In an article in the New Scientist called "Make things better", Prince Philip discusses how engineering can transform lives.

The 93-year-old says: "Great engineers have a passion to improve life; a burning conviction that they can make life better for everyone.

"Engineers need to have a talent for invention and innovation, but what drives them is the conviction that they can find a better way to do things; a cheaper and more efficient solution to the problems of human existence on this planet of limited resources that we call Earth."

It comes ahead of the announcement next week of the winner of the Queen Elizabeth Prize for Engineering.

Awarded every two years it also aims to raise the public profile of engineering and to inspire young people to become engineers.

In 2013 the first winners were five people who created the internet and the World Wide Web.

Assessing the value of engineering in his own words, the Duke says: "Engineering is not just a profession to be learned and practised as a way of making a living.

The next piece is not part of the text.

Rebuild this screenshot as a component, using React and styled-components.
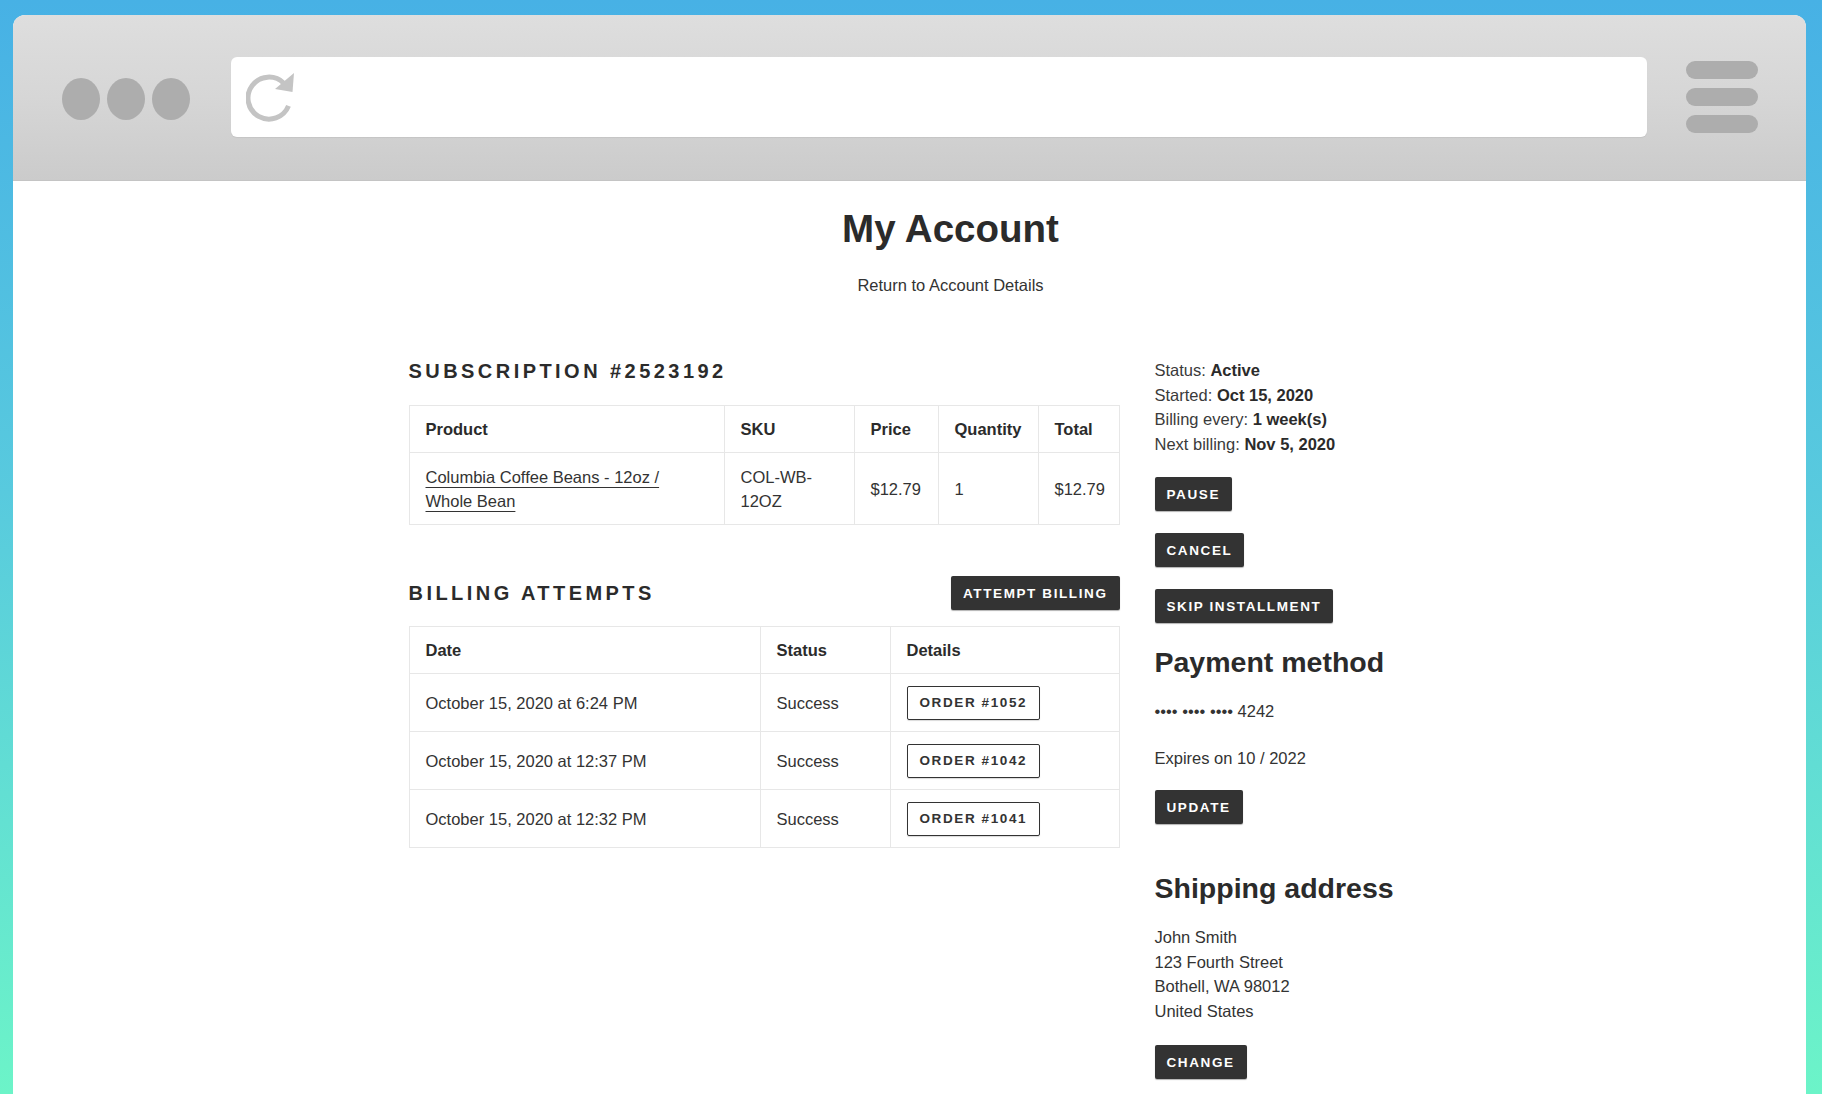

"It is one of the few ways in which human talent can be given the chance to improve, and frequently to transform, the comfort and prosperity of the human community.

"In fact, engineering has made a greater positive difference to human life than almost any other human endeavour."

The Duke of Edinburgh has long-standing links with engineering through his career in the Royal Navy.

In 1976 he helped establish the Fellowship of Engineering which later became known as the Royal Academy of Engineering.